Cette recension a été publiée dans le numéro de printemps de Politique étrangère (n°1/2017). Marc Hecker, chercheur au Centre des études de sécurité à l’Ifri, propose une analyse de l’ouvrage d’Asiem El Difraoui, Le Djihadisme (PUF, 2016, 128 pages).

Le Djihadisme

Asiem El Difraoui, spécialiste germano-égyptien de la mouvance djihadiste, a été journaliste et producteur de documentaires avant d’entamer une carrière de chercheur. Sa thèse de doctorat, parue aux Presses universitaires de France en 2013, portait sur la propagande audiovisuelle d’Al-Qaïda. Son dernier livre relève moins du travail de recherche que de la synthèse.

Il se décompose en quatre chapitres. L’introduction et le premier chapitre portent sur l’histoire du djihadisme. Les grands idéologues de cette mouvance sont présentés succinctement, l’influence de Sayyid Qutb et Abdallah Azzam étant particulièrement mise en avant. La guerre en Afghanistan des années 1980 est décrite comme le véritable « berceau du djihadisme ». L’accent est ensuite mis sur l’évolution d’Al-Qaïda jusqu’aux attentats du 11 septembre 2001, l’affaiblissement de cette organisation à la suite des représailles américaines, puis sa renaissance à partir du déclenchement de la guerre en Irak en 2003. Al-Qaïda reste active aujourd’hui. La tuerie de Charlie Hebdo, en 2015, a été revendiquée par sa branche yéménite.

Les deuxième et troisième chapitres sont consacrés respectivement à Daech et à la propagande djihadiste. Daech a connu un double développement phénoménal au cours des dernières années. Sur le terrain moyen-oriental tout d’abord, l’organisation a multiplié les conquêtes territoriales jusqu’en 2014, année de « rétablissement du califat » par Abou Bakr Al-Bagdadi. Sur le terrain numérique ensuite, Daech s’est démarqué par son usage sophistiqué des réseaux sociaux. La propagande de cette organisation fait alterner des vidéos présentant le djihadisme comme un phénomène jeune et « cool » – ce qu’Asiem El Difraoui appelle le « djihad pop » –, et des contenus ultra-violents de combats ou d’exécutions.
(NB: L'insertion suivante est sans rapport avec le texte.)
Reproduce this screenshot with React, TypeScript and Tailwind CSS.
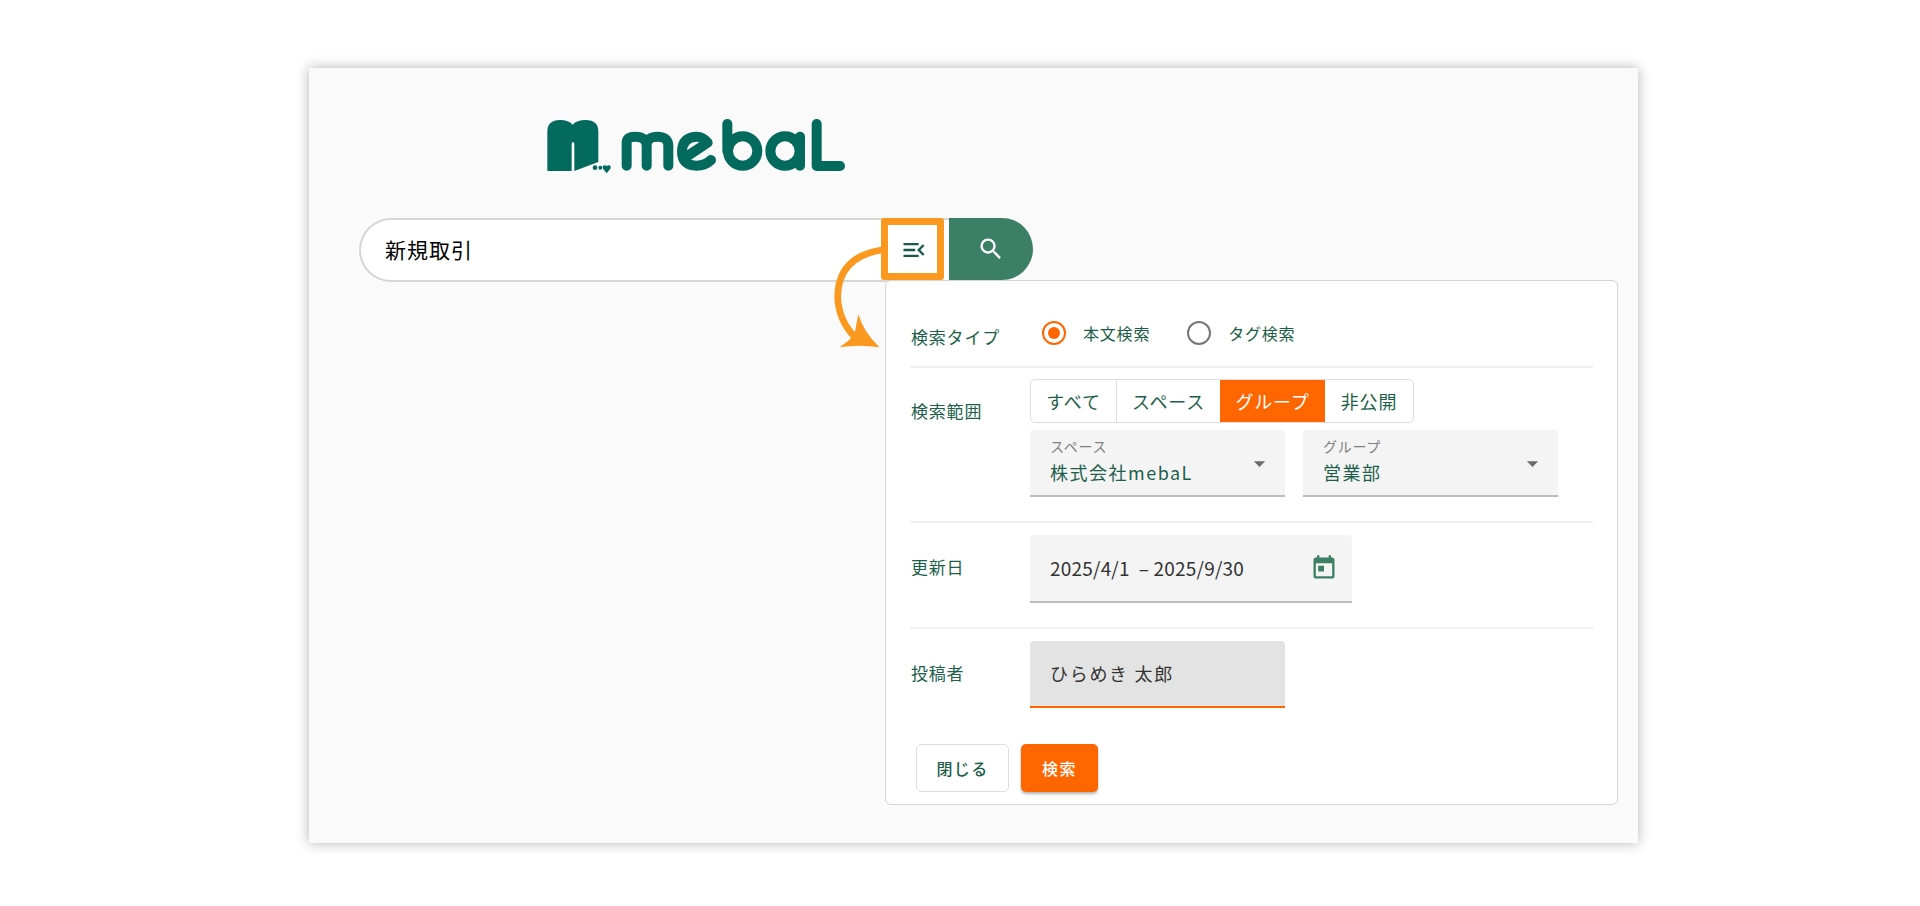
function Logo() {
  return (
    <svg width="360" height="90" viewBox="0 0 1080 270" role="img" aria-label="mebaL logo" className="block">
      <path fill="#046a5e" d="M82 213V95Q82 60 120 60Q146 60 158 74Q170 60 197 60Q235 60 235 95V186L163 213V135Q163 126 159 126Q155 126 155 135V213Z" />
      <circle cx="225" cy="203" r="7" fill="#046a5e" />
      <circle cx="241" cy="203" r="6" fill="#046a5e" />
      <path fill="#046a5e" d="M260 220L249 206Q246 197 254 196Q258 196 260 199Q262 196 266 196Q275 197 271 206Z" />
      <g fill="none" stroke="#046a5e" strokeWidth="30" strokeLinecap="round" strokeLinejoin="round">
        <path d="M320 197V128Q320 110 345 110Q380 110 380 138V197M380 138Q380 110 412 110Q445 110 445 138V197" />
        <path d="M507 165L563 128Q548 109 528 110Q486 113 486 155Q486 197 530 197Q555 197 573 180" />
        <path d="M622 72V153" />
        <circle cx="668" cy="153" r="44" />
        <circle cx="795" cy="153" r="44" />
        <path d="M840 110V197" />
        <path d="M890 72V198H960" />
      </g>
    </svg>
  );
}

function Label({ children, className = "" }: { children: React.ReactNode; className?: string }) {
  return <div className={"w-[120px] shrink-0 pl-px text-[17px] leading-6 tracking-[0.8px] text-[#1d5f4a] " + className}>{children}</div>;
}

function Arrow() {
  return (
    <svg width="27" height="27" viewBox="0 0 24 24" fill="#6b6b6b" className="mt-[2px] shrink-0">
      <path d="M7 10l5 5 5-5z" />
    </svg>
  );
}

function SelectField({ label, value }: { label: string; value: string }) {
  return (
    <div className="flex h-[67px] w-[255px] items-center justify-between rounded-t-[4px] border-b-2 border-[#bdbdbd] bg-[#f4f4f4] pl-5 pr-[12px]">
      <div className="mb-[4px] flex flex-col">
        <span className="text-[14px] leading-[18px] tracking-[0.7px] text-[#808080]">{label}</span>
        <span className="mt-[4px] text-[18px] leading-[26px] tracking-[1.5px] text-[#1d5f4a]">{value}</span>
      </div>
      <Arrow />
    </div>
  );
}

function Radio({ on, label }: { on?: boolean; label: string }) {
  return (
    <div className="flex items-center gap-[17px]">
      <span className={"flex h-6 w-6 items-center justify-center rounded-full border-2 " + (on ? "border-[#ff6600]" : "border-[#777777]")}>
        {on && <span className="h-3 w-3 rounded-full bg-[#ff6600]" />}
      </span>
      <span className="text-[16px] leading-6 tracking-[0.8px] text-[#1d5f4a]">{label}</span>
    </div>
  );
}

export default function App() {
  return (
    <div className="h-[906px] w-full overflow-hidden bg-white pl-[309px] pt-[68px]" style={{ fontFamily: '"Noto Sans CJK JP", "Noto Sans", sans-serif' }}>
      <div className="relative h-[775px] w-[1329px] bg-[#fafafa] pl-[50px] pt-[32px] shadow-[0_0_12px_rgba(0,0,0,0.3)]">
        <div className="ml-[161px] h-[90px]"><Logo /></div>
        <div className="mt-[28px] flex h-[62px] items-start">
          <div className="flex h-[64px] w-[590px] items-center rounded-l-[32px] border-2 border-r-0 border-[#d6d6d6] bg-white pl-[24px] text-[21px] tracking-[1px] text-black">
            新規取引
          </div>
          <div className="flex h-[62px] w-[84px] items-center justify-center rounded-r-[31px] bg-[#3b8066]">
            <svg width="28" height="28" viewBox="0 0 24 24" fill="#ffffff"><path d="M15.5 14h-.79l-.28-.27C15.41 12.59 16 11.11 16 9.5 16 5.91 13.09 3 9.5 3S3 5.91 3 9.5 5.91 16 9.5 16c1.61 0 3.09-.59 4.23-1.57l.27.28v.79l5 4.99L20.49 19l-4.99-5zm-6 0C7.01 14 5 11.99 5 9.5S7.01 5 9.5 5 14 7.01 14 9.5 11.99 14 9.5 14z" /></svg>
          </div>
        </div>

        <div className="relative ml-[526px] h-[525px] w-[733px] rounded-[6px] border border-[#d4d4d4] bg-white px-[24px]">
          <div className="flex h-[87px] items-center border-b-2 border-[#f0f0f0] pt-[18px]">
            <Label className="mt-[8px]">検索タイプ</Label>
            <div className="ml-[12px] flex gap-[37px]">
              <Radio on label="本文検索" />
              <Radio label="タグ検索" />
            </div>
          </div>

          <div className="flex h-[155px] border-b-2 border-[#f0f0f0] pt-[11px]">
            <Label className="mt-[20px]">検索範囲</Label>
            <div className="flex flex-col gap-[7px]">
              <div className="flex h-[44px] w-fit overflow-hidden rounded-[5px] border border-[#dedede] text-[18px] tracking-[0.8px] text-[#1d5f4a]">
                <span className="flex w-[86px] items-center justify-center border-r border-[#dedede]">すべて</span>
                <span className="flex w-[103px] items-center justify-center">スペース</span>
                <span className="flex w-[105px] items-center justify-center bg-[#ff6600] text-white">グループ</span>
                <span className="flex w-[88px] items-center justify-center">非公開</span>
              </div>
              <div className="flex gap-[18px]">
                <SelectField label="スペース" value="株式会社mebaL" />
                <SelectField label="グループ" value="営業部" />
              </div>
            </div>
          </div>

          <div className="flex h-[106px] items-start border-b-2 border-[#f0f0f0] pt-[12px]">
            <Label className="mt-[20px]">更新日</Label>
            <div className="flex h-[68px] w-[322px] items-center justify-between rounded-t-[4px] border-b-2 border-[#bdbdbd] bg-[#f4f4f4] pl-5 pr-[14px]">
              <span className="text-[19px] tracking-[0.2px] text-[#333333]">2025/4/1&nbsp; – 2025/9/30</span>
              <svg width="28" height="28" viewBox="0 0 24 24" fill="#3b8066"><path d="M19 3h-1V1h-2v2H8V1H6v2H5c-1.11 0-1.99.9-1.99 2L3 19c0 1.1.89 2 2 2h14c1.1 0 2-.9 2-2V5c0-1.1-.9-2-2-2zm0 16H5V8h14v11zM7 10h5v5H7z" /></svg>
            </div>
          </div>

          <div className="flex items-start pt-[12px]">
            <Label className="mt-[20px]">投稿者</Label>
            <div className="flex h-[67px] w-[255px] items-center rounded-t-[4px] border-b-2 border-[#ff6600] bg-[#e3e3e3] pl-5 text-[18px] tracking-[1.7px] text-[#333333]">
              ひらめき 太郎
            </div>
          </div>

          <div className="ml-[6px] mt-[36px] flex gap-[12px]">
            <button className="flex h-[48px] w-[93px] items-center justify-center rounded-[5px] border border-[#dedede] bg-white text-[16px] font-medium tracking-[1.4px] text-[#1d5f4a]">閉じる</button>
            <button className="flex h-[48px] w-[77px] items-center justify-center rounded-[5px] bg-[#ff6600] text-[16px] font-medium tracking-[1.6px] text-white shadow-[0_2px_3px_rgba(0,0,0,0.3)]">検索</button>
          </div>
        </div>

        {/* highlight box over the menu button */}
        <div className="absolute left-[572px] top-[150px] flex h-[62px] w-[63px] items-center justify-center rounded-[3px] border-[7px] border-[#fb981f] bg-white pl-[2px] pt-[2px]">
          <svg width="28" height="28" viewBox="0 0 24 24" fill="#17594a"><path d="M3 18h13v-2H3v2zm0-5h10v-2H3v2zm0-7v2h13V6H3zm18 9.59L17.42 12 21 8.41 19.59 7l-5 5 5 5L21 15.59z" /></svg>
        </div>

        {/* curved annotation arrow */}
        <svg className="pointer-events-none absolute left-[491px] top-[132px]" width="100" height="170" viewBox="0 0 300 510">
          <path d="M245 150Q115 170 113 290Q115 360 165 412" fill="none" stroke="#fb981f" strokeWidth="20" />
          <path d="M119 442Q145 425 163 405L175 343Q190 395 238 442Q175 432 119 442Z" fill="#fb981f" />
        </svg>
      </div>
    </div>
  );
}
Le quatrième chapitre – rédigé avec Milena Uhlmann – a trait à la radicalisation et à la déradicalisation. L’accent est mis spécifiquement sur la France – pays occidental qui compte le plus de ressortissants engagés dans des groupes djihadistes en Syrie et en Irak. Différentes expériences menées pour tenter de « désembrigader » les individus séduits par Daech ou Al-Qaïda sont présentées, à l’instar du Centre de déradicalisation de Dounia Bouzar, ou du Centre de prévention de la radicalisation lancé à l’initiative de la Fédération des musulmans de Gironde. Outre ces structures privées, des initiatives publiques sont également mentionnées. Les auteurs se montrent particulièrement critiques envers les « centres de réintégration et citoyenneté », dont l’approche collective et « autoritaire » serait vouée à l’échec.

Dans la conclusion de ce petit livre, Asiem El Difraoui expose les courants universitaires qui s’affrontent autour du phénomène djihadiste. Les travaux d’Olivier Roy, Scott Atran, François Burgat et Gilles Kepel sont ainsi brièvement décrits. L’auteur ne cherche pas à faire une « synthèse molle » entre ces différents chercheurs. Il ne cache pas sa préférence pour Gilles Kepel, sous la direction duquel il a d’ailleurs effectué ses recherches doctorales. Pour finir, El Difraoui esquisse quelques pistes pour combattre Daech, qu’il considère comme une « secte eschatologique ». Il prône une « approche holistique », qui inclurait notamment une « réfutation idéologique » et une lutte contre les inégalités socio-économiques. En d’autres termes, la bataille est encore loin d’être gagnée.